Geoffrey Robertson QC, a prominent human rights lawyer, accused the US of skirting the rules of international law. He said the only fair way to treat the detainees would be to send them to an international tribunal like those set up after the Rwandan genocide and the Yugoslav wars of secession.

"The military commission is not a court at all. It is three paid and promoted officers who will decide whether individuals are executed without any clear indication of whether they have committed a crime," he said.

A spokesman for the International Committee for the Red Cross said: "We consider them to be prisoners of war. When you take prisoners from the battlefield you have to release them after the activities."

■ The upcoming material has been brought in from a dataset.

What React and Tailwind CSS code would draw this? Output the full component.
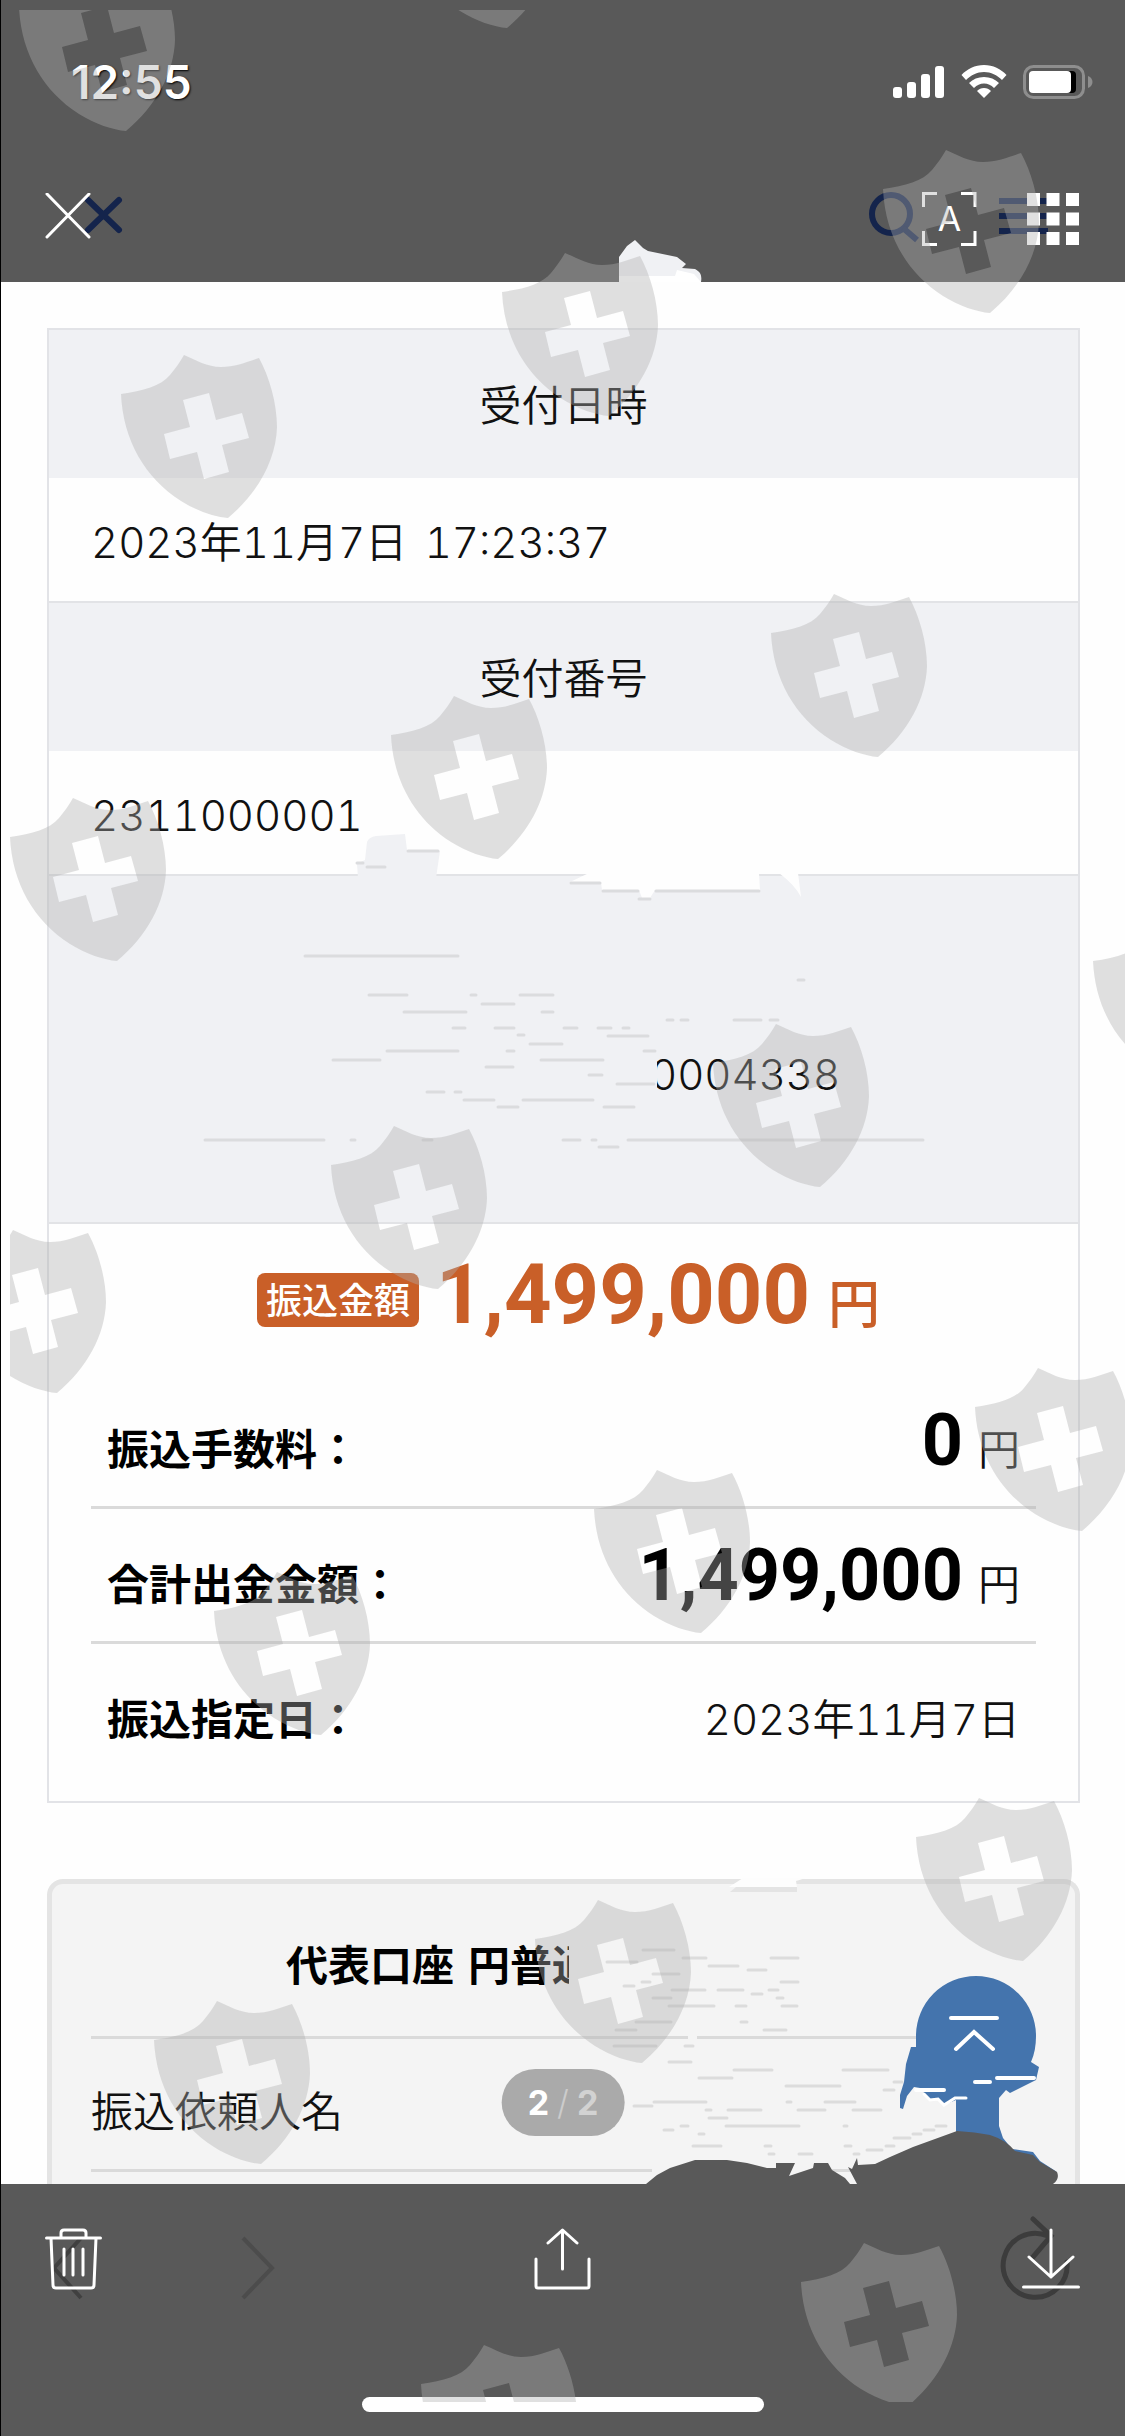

Donald Rumsfeld, the US Defence Secretary, said he intends to treat the prisoners in a manner "roughly" consistent with the Geneva Conventions. The Foreign Office said one prisoner at Guantanamo was a Briton.

The Australian Broadcasting Corporation televised segments of what it said was an amateur videotape showing al-Qa'ida militants rehearsing attacks on Western targets, including a mass assassination at a golf event .The tapes showed fighters rehearsing hostage-takings, using live ammunition, on a simulated motorcade on a mock-up American road.